→ Task instructions: Beginning with the first line, set down every line through the one containing "282px; padding-left: 3px;", exactly as it appears, but not the pictures.

→ Provided data:
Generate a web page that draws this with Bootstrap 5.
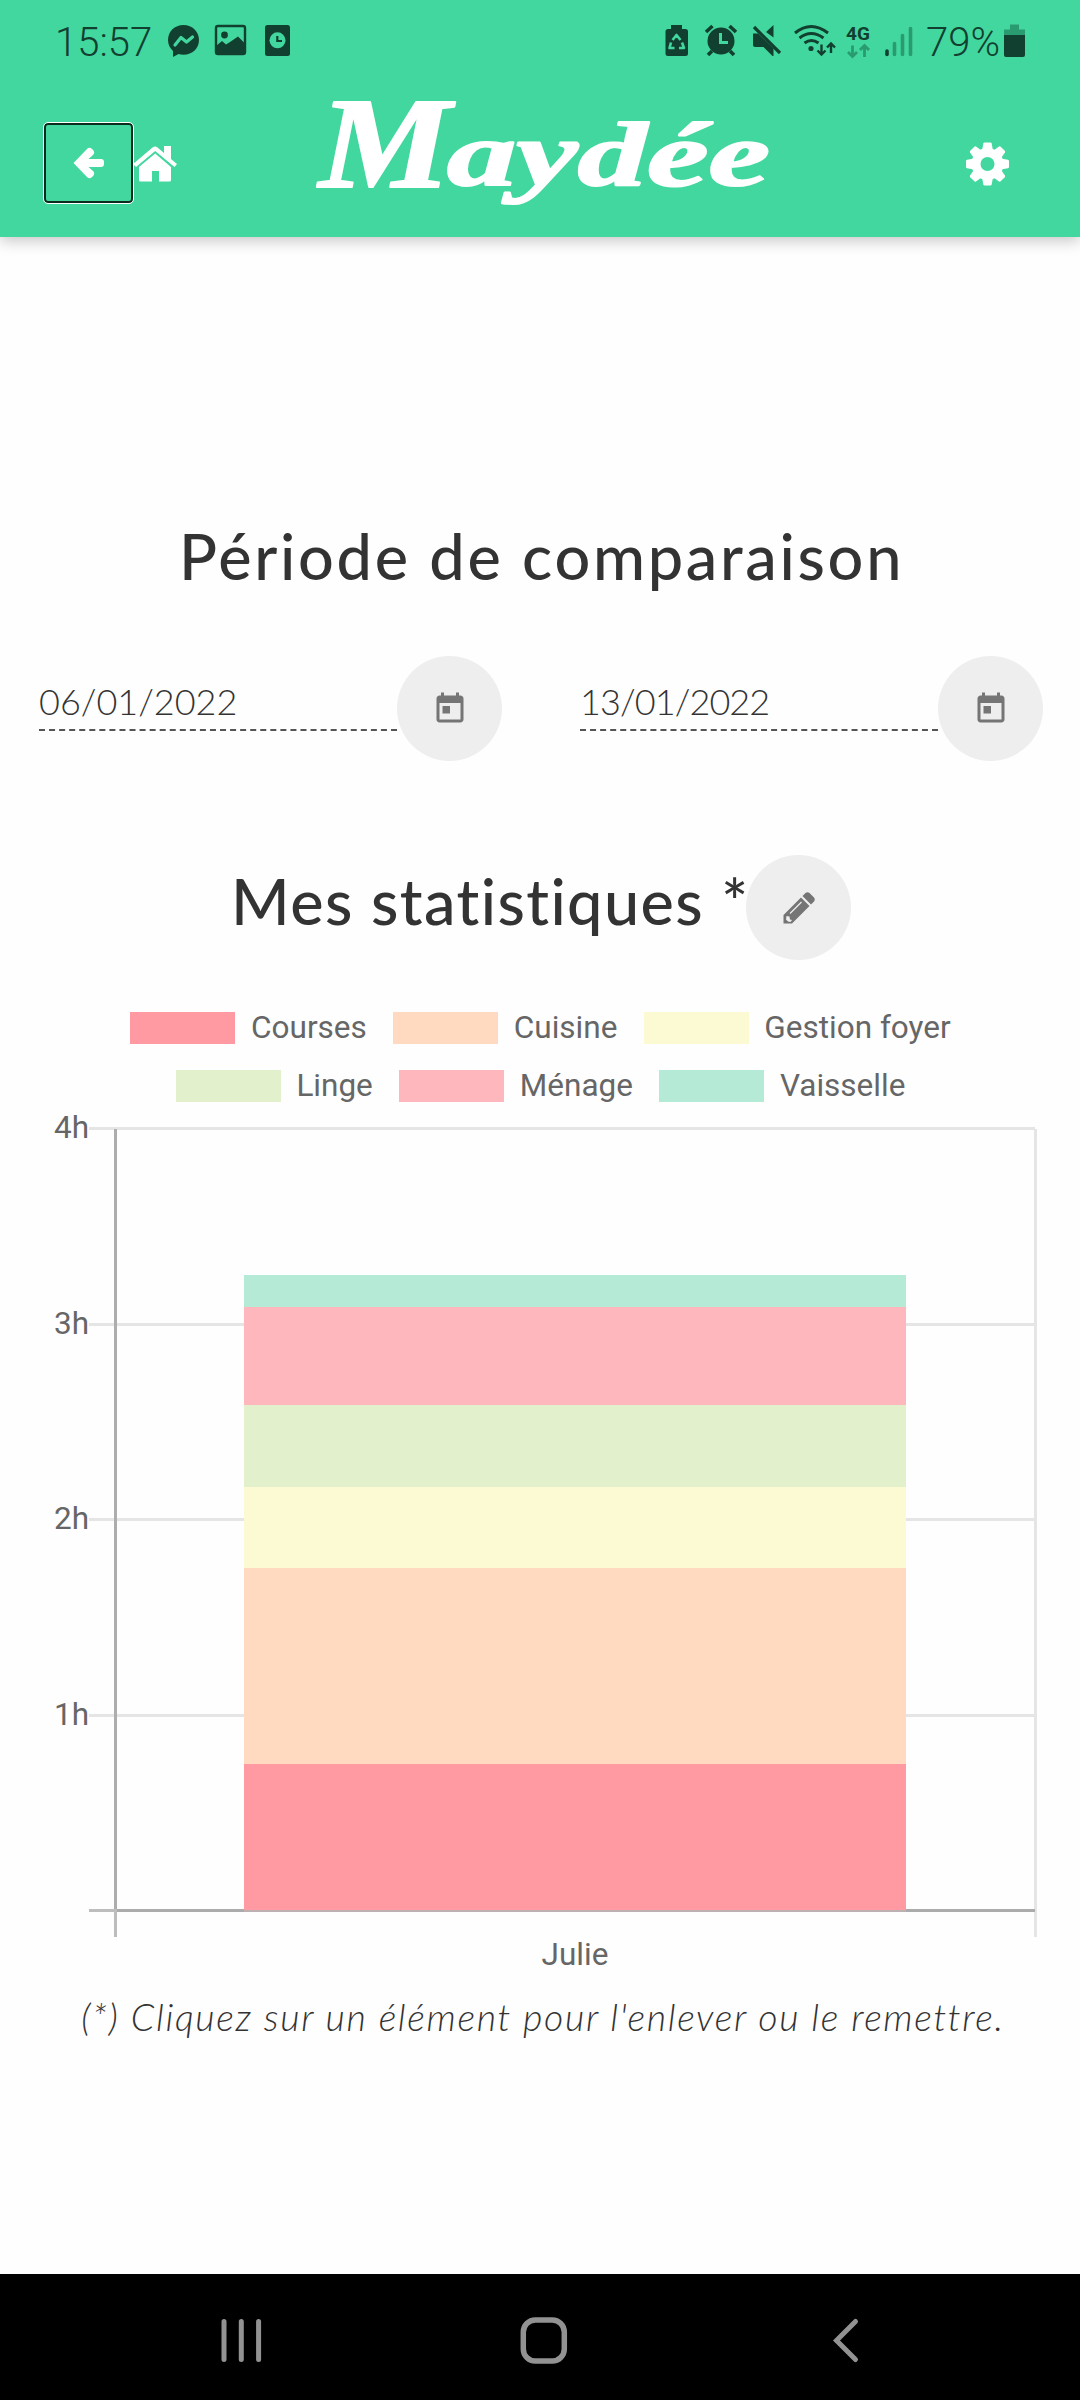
<!DOCTYPE html>
<html lang="fr">
<head>
  <meta charset="UTF-8">
  <meta name="viewport" content="width=device-width, initial-scale=1.0">
  <title>Maydée - Mes statistiques</title>
  <link href="https://cdn.jsdelivr.net/npm/bootstrap@5.3.2/dist/css/bootstrap.min.css" rel="stylesheet">
  <style>
    body {
      background-color: #fefefe;
      color: #333;
      font-family: Lato, "Open Sans", sans-serif;
      min-height: 2400px;
      overflow-x: hidden;
    }

    svg { display: block; flex: none; }

    /* Header */
    .app-header {
      height: 237px;
      background-color: #42d79e;
      box-shadow: 0 4px 14px rgba(0, 0, 0, .22);
    }
    .status-bar {
      height: 82px;
      color: #124030;
      fill: #124030;
      font: 300 40px/85px Roboto, sans-serif;
    }
    .status-time { width: 162px; padding-left: 55px; }
    .status-pct { width: 77px; }
    .toolbar { height: 155px; color: #fff; fill: #fff; }
    .btn-back {
      width: 91px;
      height: 82px;
      margin-left: 43px;
      margin-top: 40px;
      border: 1px solid #fff;
      border-radius: 5px;
      box-shadow: inset 0 0 0 2px #0b2a1e;
    }
    .brand-logo {
      font-family: "Liberation Serif", serif;
      font-weight: 700;
      font-style: italic;
      overflow: visible;
      stroke: #fff;
      stroke-width: 2;
      stroke-linejoin: round;
    }

    /* Titles */
    .page-title {
      font-size: 63px;
      font-weight: 500;
      line-height: 74px;
      letter-spacing: 2.7px;
      margin: 0;
      white-space: nowrap;
    }
    .title-period { padding-top: 282px; padding-left: 3px; }

    /* Date fields */
    .period-row { padding-top: 63px; }
    .date-field { padding-left: 39px; }
    .date-field + .date-field { padding-left: 40px; }
    .date-value {
      width: 358px;
      height: 75px;
      border-bottom: 2px dashed #555;
      font-size: 36px;
      font-weight: 300;
      line-height: 90px;
      white-space: nowrap;
    }
    .date-field + .date-field .date-value { letter-spacing: -.9px; }
    .btn-round {
      width: 105px;
      height: 105px;
      background-color: #eee;
      fill: #757575;
      flex: none;
    }
    .stats-row { padding-top: 94px; padding-left: 231px; }
    .stats-row .page-title { width: 515px; padding-top: 9px; letter-spacing: 1.4px; }

    /* Chart */
    .chart-legend {
      padding: 39px 0 3px 1px;
      font: 31.5px/58px Roboto, sans-serif;
      color: #666;
    }
    .legend-line { gap: 26.25px; height: 58px; }
    .legend-item { gap: 15.75px; }
    .legend-box { width: 105px; height: 31.5px; }
    .chart { overflow: visible; }
    .chart text { font: 31.5px Roboto, sans-serif; fill: #666; }
    .chart-note {
      font-size: 37.5px;
      font-weight: 300;
      line-height: 58px;
      letter-spacing: 1.65px;
      padding-left: 6px;
      white-space: nowrap;
    }

    /* Android navigation */
    .nav-keys { height: 126px; background-color: #000; stroke: #929292; fill: none; }
  </style>
</head>
<body class="d-flex flex-column">

  <header class="app-header">
    <div class="status-bar d-flex justify-content-between">
      <div class="d-flex">
        <span class="status-time">15:57</span>
        <!-- messenger -->
        <svg width="43" height="82" viewBox="162 0 43 82">
          <path d="M183.500 25c-9 0-15.500 6.500-15.500 15 0 4.500 2 8.500 5 11v6l5.500-3c1.600.5 3.200.7 5 .7 9 0 15.500-6.500 15.500-14.700S192.500 25 183.500 25z"/>
          <path d="M175 45l6-7.500 5.500 4.500 6-5" fill="none" stroke="#42d79e" stroke-width="3.200" stroke-linejoin="round" stroke-linecap="round"/>
        </svg>
        <!-- picture -->
        <svg width="50" height="82" viewBox="205 0 50 82">
          <rect x="216" y="26" width="29" height="28" rx="2" fill="none" stroke="#124030" stroke-width="2.400"/>
          <circle cx="224.500" cy="35" r="3.400"/>
          <path d="M216 46l6-5 4 3.500 4-2.500 8-5.500 7 7V54h-29z"/>
        </svg>
        <!-- clock card -->
        <svg width="45" height="82" viewBox="255 0 45 82">
          <rect x="265" y="25" width="25" height="31" rx="2.500"/>
          <circle cx="277.500" cy="40.300" r="8" fill="#42d79e"/>
          <path d="M277.300 36v5h4.700" fill="none" stroke="#124030" stroke-width="2.200"/>
        </svg>
      </div>
      <div class="d-flex">
        <!-- battery saver -->
        <svg width="36" height="82" viewBox="660 0 36 82">
          <path d="M671 25h11v4h3.500q2.500 0 2.500 2.500v22q0 2.500-2.500 2.500h-17.500q-2.500 0-2.500-2.500v-22q0-2.500 2.500-2.500h3z"/>
          <path d="M672.500 40l4-5 4 5M671 42.500l-1.500 5.500h5M682 42.500l2 5.500h-5" fill="none" stroke="#42d79e" stroke-width="2.600" stroke-linejoin="round"/>
        </svg>
        <!-- alarm -->
        <svg width="48" height="82" viewBox="696 0 48 82">
          <circle cx="721" cy="41" r="13.500"/>
          <path d="M706 32l6.500-6M736 32l-6.500-6M712 51l-4 4M730 51l4 4" stroke="#124030" stroke-width="3.600"/>
          <path d="M720.500 33v9.500h7.500" fill="none" stroke="#42d79e" stroke-width="3"/>
        </svg>
        <!-- muted speaker -->
        <svg width="46" height="82" viewBox="744 0 46 82">
          <path d="M753 33.500h5l15.500 15V56h-1l-9-9H755q-2 0-2-2zM773.500 25v12.500l-7.500-5.500z"/>
          <path d="M754 27l26 26" stroke="#124030" stroke-width="3.200"/>
        </svg>
        <!-- wifi -->
        <svg width="52" height="82" viewBox="790 0 52 82">
          <path d="M795 33q16-13 33 0M799.500 38q11.500-9 24 0M804.500 43q7-5 14 0" fill="none" stroke="#124030" stroke-width="3"/>
          <circle cx="811" cy="48.500" r="2.600"/>
          <path d="M821.500 44.500V54M817.500 50.500l4 4 4-4M831 53V43.500M827 47.500l4-4 4 4" fill="none" stroke="#124030" stroke-width="2.400"/>
        </svg>
        <!-- 4G -->
        <svg width="36" height="82" viewBox="842 0 36 82">
          <text x="846" y="40" font-family="Roboto, sans-serif" font-size="19" font-weight="700" textLength="24">4G</text>
          <path d="M852.500 45.500V56M848 52l4.500 4.500 4.500-4.500M864.500 57V46.500M860 50l4.500-4.500 4.500 4.500" fill="none" stroke="#2a9a70" stroke-width="2.800"/>
        </svg>
        <!-- signal -->
        <svg width="48" height="82" viewBox="878 0 48 82">
          <g stroke-width="3.600" stroke-linecap="round">
            <path d="M887 51v3.500" stroke="#124030"/>
            <path d="M894.500 43.500v11M902.500 35.500v19M910.500 28.500v26" stroke="#2a9a70"/>
          </g>
        </svg>
        <span class="status-pct">79%</span>
        <!-- battery -->
        <svg width="77" height="82" viewBox="1003 0 77 82">
          <path d="M1010 24.500h9v5h6v6h-21v-6h6z" fill="#2a9a70"/>
          <path d="M1004 35h21v20q0 2-2 2h-17q-2 0-2-2z"/>
        </svg>
      </div>
    </div>

    <div class="toolbar d-flex">
      <a class="btn-back d-flex align-items-center justify-content-center align-self-start" href="#">
        <svg width="32" height="34" viewBox="0 0 32 34">
          <path d="M.5 17L14 3q2.500-2.500 5 0l1.300 1.300q2 2.500-.3 4.700l-4.500 4H28q3 0 3 3v2q0 3-3 3H15.500l4.500 4q2.300 2.200.3 4.700L19 31q-2.500 2.500-5 0z"/>
        </svg>
      </a>
      <!-- home -->
      <svg width="166" height="155" viewBox="134 82 166 155">
        <path d="M133 164l19.500-16.500q2.500-2 5 0L164 153v-7h7v13l6 5-2.500 3L155.200 151 136 167z"/>
        <path d="M155.200 153.500L171 167v13q0 1.500-1.500 1.500H159V171h-7v10.500h-11.500q-1.500 0-1.500-1.500v-13z"/>
      </svg>
      <!-- brand -->
      <svg class="brand-logo" width="490" height="155" viewBox="300 82 490 155">
        <text x="319" y="187" font-size="130" textLength="132" lengthAdjust="spacingAndGlyphs">M</text>
        <text x="447" y="185" font-size="90" textLength="323" lengthAdjust="spacingAndGlyphs">aydée</text>
      </svg>
      <!-- settings -->
      <svg width="290" height="155" viewBox="790 82 290 155">
        <g id="gear" transform="translate(987.500 164)"></g>
      </svg>
    </div>
  </header>

  <main class="flex-grow-1">
    <h1 class="page-title title-period text-center">Période de comparaison</h1>

    <div class="row g-0 period-row">
      <div class="col-6 date-field d-flex">
        <div class="date-value">06/01/2022</div>
        <div class="btn-round rounded-circle d-flex align-items-center justify-content-center">
          <svg width="36" height="36" viewBox="0 0 24 24"><path d="M19 3h-1V1h-2v2H8V1H6v2H5c-1.110 0-1.990.9-1.990 2L3 19c0 1.100.89 2 2 2h14c1.100 0 2-.9 2-2V5c0-1.100-.9-2-2-2zm0 16H5V8h14v11zM7 10h5v5H7z"/></svg>
        </div>
      </div>
      <div class="col-6 date-field d-flex">
        <div class="date-value">13/01/2022</div>
        <div class="btn-round rounded-circle d-flex align-items-center justify-content-center">
          <svg width="36" height="36" viewBox="0 0 24 24"><path d="M19 3h-1V1h-2v2H8V1H6v2H5c-1.110 0-1.990.9-1.990 2L3 19c0 1.100.89 2 2 2h14c1.100 0 2-.9 2-2V5c0-1.100-.9-2-2-2zm0 16H5V8h14v11zM7 10h5v5H7z"/></svg>
        </div>
      </div>
    </div>

    <div class="stats-row d-flex">
      <h1 class="page-title">Mes statistiques *</h1>
      <div class="btn-round rounded-circle d-flex align-items-center justify-content-center">
        <svg width="32" height="32" viewBox="0 0 32 32">
          <path d="M0.500 31.500V23L18 5.500l8.500 8.500L9 31.500zM19.500 4l3-3q2-1.500 4 0L31 5.500q1.500 2 0 4l-3 3z"/>
          <path d="M7 21.500L18.500 10" stroke="#eee" stroke-width="1.300"/>
          <path d="M3.500 24l3 .5.500 3 2 .500-1.500 2-2.500-.500-2-2z" fill="#eee"/>
        </svg>
      </div>
    </div>

    <div class="chart-legend" id="legend"></div>
    <svg class="chart" id="chart" width="1080" height="870" viewBox="0 1118 1080 870"></svg>
    <p class="chart-note fst-italic text-center mb-0">(*) Cliquez sur un élément pour l'enlever ou le remettre.</p>
  </main>

  <footer class="nav-keys">
    <svg width="1080" height="126" viewBox="0 2274 1080 126">
      <path d="M224 2321.500v38M241.300 2321.500v38M258.600 2321.500v38" stroke-width="5" stroke-linecap="round"/>
      <rect x="523.300" y="2320" width="41" height="41" rx="12" stroke-width="5.500"/>
      <path d="M855.500 2321.500l-19 19 19 19" stroke-width="5" stroke-linecap="round"/>
    </svg>
  </footer>

  <script src="https://cdn.jsdelivr.net/npm/bootstrap@5.3.2/dist/js/bootstrap.bundle.min.js"></script>
  <script>
    // durées en minutes
    const tasks = [
      { label: 'Courses', minutes: 45, color: '#ff9aa2' },
      { label: 'Cuisine', minutes: 60, color: '#ffdac1' },
      { label: 'Gestion foyer', minutes: 25, color: '#fcfad2' },
      { label: 'Linge', minutes: 25, color: '#e2f0cb' },
      { label: 'Ménage', minutes: 30, color: '#ffb7be' },
      { label: 'Vaisselle', minutes: 10, color: '#b5ead7' }
    ];

    // légende sur deux lignes
    document.getElementById('legend').innerHTML = [tasks.slice(0, 3), tasks.slice(3)].map(line => `
      <div class="legend-line d-flex justify-content-center">
        ${line.map(t => `
          <div class="legend-item d-flex align-items-center">
            <span class="legend-box" style="background-color:${t.color}"></span>
            <span>${t.label}</span>
          </div>`).join('')}
      </div>`).join('');

    // graphique empilé
    const zeroY = 1910.3, hour = 195.6;
    let out = '';
    for (let h = 0; h <= 4; h++) {
      const y = Math.round(zeroY - h * hour) - 1;
      out += `<rect x="89" y="${y}" width="946" height="3" fill="${h ? '#e5e5e5' : '#bdbdbd'}"/>`;
      if (h) out += `<text x="89" y="${y + 10.5}" text-anchor="end">${h}h</text>`;
    }
    out += '<rect x="1034" y="1129" width="3" height="808" fill="#e5e5e5"/>';
    out += '<rect x="114" y="1129" width="3" height="808" fill="#bdbdbd"/>';
    out += '<rect x="114" y="1129" width="3" height="780" fill="#adadad"/>';
    out += '<rect x="117" y="1909" width="918" height="3" fill="#ababab"/>';
    let barTop = zeroY;
    tasks.forEach(t => {
      const height = t.minutes / 60 * hour;
      barTop -= height;
      out += `<rect x="244.200" y="${barTop}" width="662" height="${height}" fill="${t.color}" shape-rendering="crispEdges"/>`;
    });
    out += '<rect x="244" y="1910" width="662" height="2" fill="#bcb0b2"/>';
    out += '<text x="575" y="1964.500" text-anchor="middle">Julie</text>';
    document.getElementById('chart').innerHTML = out;

    // roue dentée à huit dents
    let gear = '<circle r="11.500" fill="none" stroke="#fff" stroke-width="9"/>';
    for (let a = 0; a < 360; a += 45) {
      gear += `<path d="M-5.500-13l1.300-7.500q.3-1 1.300-1h5.800q1 0 1.300 1L5.500-13z" transform="rotate(${a})"/>`;
    }
    document.getElementById('gear').innerHTML = gear;
  </script>
</body>
</html>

→ Completed exercise:
Generate a web page that draws this with Bootstrap 5.
<!DOCTYPE html>
<html lang="fr">
<head>
  <meta charset="UTF-8">
  <meta name="viewport" content="width=device-width, initial-scale=1.0">
  <title>Maydée - Mes statistiques</title>
  <link href="https://cdn.jsdelivr.net/npm/bootstrap@5.3.2/dist/css/bootstrap.min.css" rel="stylesheet">
  <style>
    body {
      background-color: #fefefe;
      color: #333;
      font-family: Lato, "Open Sans", sans-serif;
      min-height: 2400px;
      overflow-x: hidden;
    }

    svg { display: block; flex: none; }

    /* Header */
    .app-header {
      height: 237px;
      background-color: #42d79e;
      box-shadow: 0 4px 14px rgba(0, 0, 0, .22);
    }
    .status-bar {
      height: 82px;
      color: #124030;
      fill: #124030;
      font: 300 40px/85px Roboto, sans-serif;
    }
    .status-time { width: 162px; padding-left: 55px; }
    .status-pct { width: 77px; }
    .toolbar { height: 155px; color: #fff; fill: #fff; }
    .btn-back {
      width: 91px;
      height: 82px;
      margin-left: 43px;
      margin-top: 40px;
      border: 1px solid #fff;
      border-radius: 5px;
      box-shadow: inset 0 0 0 2px #0b2a1e;
    }
    .brand-logo {
      font-family: "Liberation Serif", serif;
      font-weight: 700;
      font-style: italic;
      overflow: visible;
      stroke: #fff;
      stroke-width: 2;
      stroke-linejoin: round;
    }

    /* Titles */
    .page-title {
      font-size: 63px;
      font-weight: 500;
      line-height: 74px;
      letter-spacing: 2.7px;
      margin: 0;
      white-space: nowrap;
    }
    .title-period { padding-top: 282px; padding-left: 3px; }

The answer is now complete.